-- STORED DATA --
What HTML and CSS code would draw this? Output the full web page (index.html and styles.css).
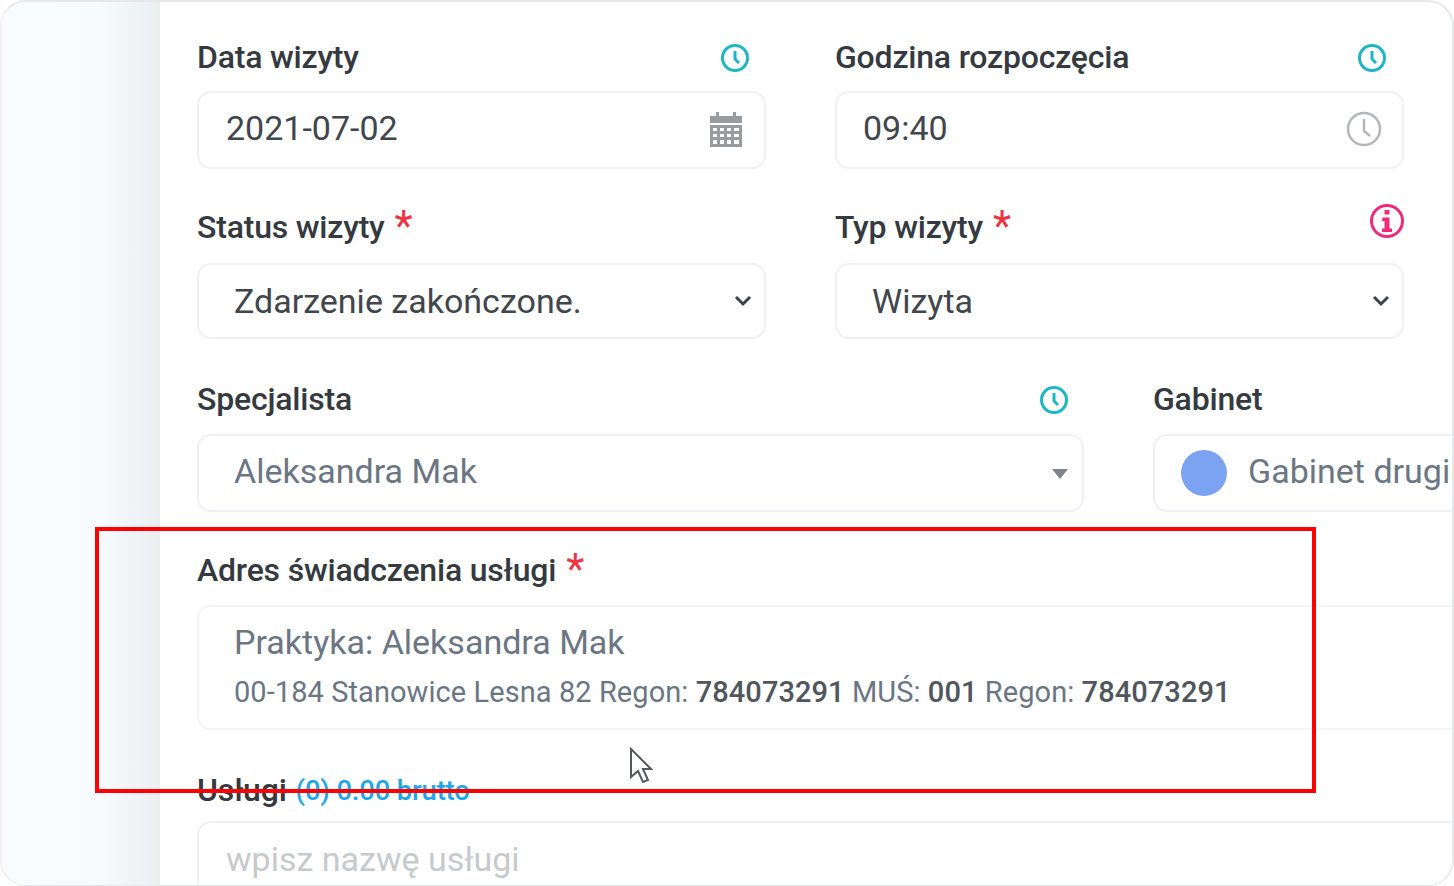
FILE: index.html
```html
<!DOCTYPE html>
<html lang="pl">
<head>
  <meta charset="UTF-8">
  <title>Wizyta</title>
  <link rel="stylesheet" href="styles.css">
</head>
<body>

<div class="frame">
  <div class="side"></div>

  <div class="form">
    <div class="row row-first">
      <div class="col col-half">
        <div class="label">
          <span>Data wizyty</span>
          <svg class="icon-teal push" viewBox="0 0 30 30"><circle cx="15" cy="15" r="12.5"/><path d="M15 8v8l4 4"/></svg>
        </div>
        <div class="field field-date">
          <span class="value">2021-07-02</span>
          <svg class="cal" viewBox="0 0 32 36">
            <path d="M0 5h6V1h3v4h14V1h3v4h6v7H0z"/>
            <path d="M0 14h32v22H0zM3 17v3h4v-3zm7 0v3h4v-3zm7 0v3h4v-3zm7 0v3h5v-3zM3 23v3h4v-3zm7 0v3h4v-3zm7 0v3h4v-3zm7 0v3h5v-3zM3 29v4h4v-4zm7 0v4h4v-4zm7 0v4h4v-4zm7 0v4h5v-4z" fill-rule="evenodd"/>
          </svg>
        </div>
      </div>
      <div class="col col-half">
        <div class="label">
          <span>Godzina rozpoczęcia</span>
          <svg class="icon-teal push" viewBox="0 0 30 30"><circle cx="15" cy="15" r="12.5"/><path d="M15 8v8l4 4"/></svg>
        </div>
        <div class="field field-date">
          <span class="value value-time">09:40</span>
          <svg class="clock-grey" viewBox="0 0 36 36"><circle cx="18" cy="18" r="16"/><path d="M18 8v12l6 5"/></svg>
        </div>
      </div>
    </div>

    <div class="row row-second">
      <div class="col col-half">
        <div class="label">
          <span>Status wizyty</span>
          <span class="req">*</span>
        </div>
        <div class="field field-select">
          <span class="value value-select">Zdarzenie zakończone.</span>
          <svg class="chevron" viewBox="0 0 18 12"><path d="M2 2l7 7 7-7"/></svg>
        </div>
      </div>
      <div class="col col-half">
        <div class="label">
          <span>Typ wizyty</span>
          <span class="req">*</span>
          <svg class="icon-pink push" viewBox="0 0 36 36">
            <circle cx="18" cy="18" r="15.5"/>
            <path class="icon-pink-dot" d="M15.5 7h5v4.500h-5zM13.500 14.500h7v11h2.500v3.500h-10v-3.500h2.500v-7.500h-2.500z"/>
          </svg>
        </div>
        <div class="field field-select">
          <span class="value value-select">Wizyta</span>
          <svg class="chevron" viewBox="0 0 18 12"><path d="M2 2l7 7 7-7"/></svg>
        </div>
      </div>
    </div>

    <div class="row row-third">
      <div class="col col-wide">
        <div class="label">
          <span>Specjalista</span>
          <svg class="icon-teal push" viewBox="0 0 30 30"><circle cx="15" cy="15" r="12.5"/><path d="M15 8v8l4 4"/></svg>
        </div>
        <div class="field field-date field-muted">
          <span class="value value-select">Aleksandra Mak</span>
          <span class="caret"></span>
        </div>
      </div>
      <div class="col col-room">
        <div class="label"><span>Gabinet</span></div>
        <div class="field field-date field-muted field-room">
          <span class="dot"></span>
          <span class="value">Gabinet drugi</span>
        </div>
      </div>
    </div>

    <div class="row">
      <div class="col col-full">
        <div class="label">
          <span>Adres świadczenia usługi</span>
          <span class="req">*</span>
        </div>
        <div class="field-address">
          <div class="address-name">Praktyka: Aleksandra Mak</div>
          <div class="address-line">00-184 Stanowice Lesna 82 Regon: <b>784073291</b> MUŚ: <b>001</b> Regon: <b>784073291</b></div>
        </div>
      </div>
    </div>

    <div class="row row-services">
      <div class="col col-full">
        <div class="label label-services">
          <span>Usługi</span>
          <span class="sum">(0) 0.00 brutto</span>
        </div>
        <div class="field field-search">
          <span class="placeholder">wpisz nazwę usługi</span>
        </div>
      </div>
    </div>
  </div>

  <div class="highlight"></div>
  <svg class="cursor" viewBox="0 0 24 38"><path d="M2 2v28l7-6 5 11 5-2-5-11h8z"/></svg>
</div>

</body>
</html>
```

FILE: styles.css
```css
* {
  box-sizing: border-box;
}

body {
  margin: 0;
  background-color: #fff;
  font-family: Roboto, "Liberation Sans", sans-serif;
  overflow: hidden;
}

.frame {
  position: relative;
  display: flex;
  width: 1454px;
  height: 886px;
  overflow: hidden;
  border: 2px solid #e6e8ea;
  border-left-color: #eef0f1;
  border-bottom-width: 1px;
  border-radius: 26px;
}

.side {
  flex: 0 0 158px;
  background: linear-gradient(to right, #f9fcfd 0, #f8fbfd 60%, #eceff0 100%);
}

.form {
  flex: 1;
  min-width: 0;
  padding: 37px 0 0 37px;
  overflow: hidden;
}

.row {
  display: flex;
  gap: 69px;
  margin-top: 40px;
}

.row-first {
  margin-top: 0;
}

.row-first .label {
  margin-bottom: 16px;
}

.row-second .label {
  margin-bottom: 18px;
}

.row-third {
  margin-top: 42px;
}

.row-services {
  margin-top: 42px;
}

.col-half {
  flex: 0 0 569px;
}

.col-wide {
  flex: 0 0 887px;
}

.col-room {
  flex: 0 0 400px;
}

.col-full {
  flex: 0 0 1300px;
}

.label {
  display: flex;
  align-items: center;
  gap: 10px;
  height: 36px;
  margin-bottom: 17px;
  color: #343a40;
  font-size: 32px;
  font-weight: 500;
  letter-spacing: -0.2px;
}

.label-services {
  gap: 9px;
}

.row .label-services {
  margin-bottom: 13px;
}

.push {
  margin-left: auto;
}

.req {
  align-self: flex-start;
  margin-top: -3px;
  color: #ef3340;
  font-size: 42px;
  line-height: 40px;
  font-weight: 400;
}

.sum {
  color: #1ea7e8;
  font-size: 27.5px;
}

.icon-teal {
  width: 30px;
  height: 30px;
  margin-top: 2px;
  margin-right: 16px;
  fill: none;
  stroke: #1fb6c4;
  stroke-width: 3;
}

.col-half + .col-half .icon-teal {
  margin-right: 17px;
}

.col-wide .icon-teal {
  margin-right: 15px;
}

.icon-pink {
  width: 36px;
  height: 36px;
  margin-top: -12px;
  margin-right: -1px;
  fill: none;
  stroke: #ef2a78;
  stroke-width: 3;
}

.icon-pink-dot {
  fill: #ef2a78;
  stroke: none;
}

.field {
  display: flex;
  align-items: center;
  border: 2px solid #eff1f4;
  border-radius: 14px;
  background-color: #fff;
}

.field-date {
  height: 78px;
  padding: 0 20px 4px 27px;
}

.field-select {
  height: 76px;
  padding: 0 12px 0 27px;
}

.field-muted .value {
  color: #6b7684;
}

.field-room {
  padding-left: 26px;
}

.field-search {
  height: 90px;
  padding: 0 0 14px 27px;
}

.value {
  color: #41464c;
  font-size: 34px;
}

.value-select {
  margin-left: 8px;
}

.value-time {
  margin-left: -1px;
}

.cal {
  width: 32px;
  height: 36px;
  margin-top: 2px;
  margin-right: 2px;
  margin-left: auto;
  fill: #999c9f;
}

.clock-grey {
  width: 36px;
  height: 36px;
  margin-top: 2px;
  margin-left: auto;
  fill: none;
  stroke: #b4b6ba;
  stroke-width: 2.5;
}

.chevron {
  width: 18px;
  height: 12px;
  margin-left: auto;
  fill: none;
  stroke: #3d4247;
  stroke-width: 3;
}

.caret {
  width: 0;
  height: 0;
  margin-top: 6px;
  margin-left: auto;
  margin-right: -6px;
  border-left: 8px solid transparent;
  border-right: 8px solid transparent;
  border-top: 10px solid #808488;
}

.dot {
  flex: 0 0 46px;
  height: 46px;
  margin-top: 4px;
  margin-right: 21px;
  border-radius: 50%;
  background-color: #7ba3f2;
}

.field-address {
  height: 125px;
  padding: 15px 0 0 35px;
  border: 2px solid #f3f4f6;
  border-radius: 14px;
  color: #6b7684;
}

.address-name {
  font-size: 34px;
  line-height: 40px;
}

.address-line {
  margin-top: 12px;
  font-size: 29px;
  line-height: 36px;
  letter-spacing: 0.07px;
}

.address-line b {
  color: #50565d;
  font-weight: 500;
}

.placeholder {
  color: #c6cacd;
  font-size: 34px;
}

.highlight {
  position: absolute;
  left: 93px;
  top: 525px;
  width: 1221px;
  height: 266px;
  border: 4px solid #f00;
}

.cursor {
  position: absolute;
  left: 627px;
  top: 745px;
  width: 24px;
  height: 38px;
  fill: #fff;
  stroke: #55595e;
  stroke-width: 2;
}
```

-- WORK TO BE COMPLETED --
Copy every line above that includes the string "index".

-- THE OUTPUT --
What HTML and CSS code would draw this? Output the full web page (index.html and styles.css).
FILE: index.html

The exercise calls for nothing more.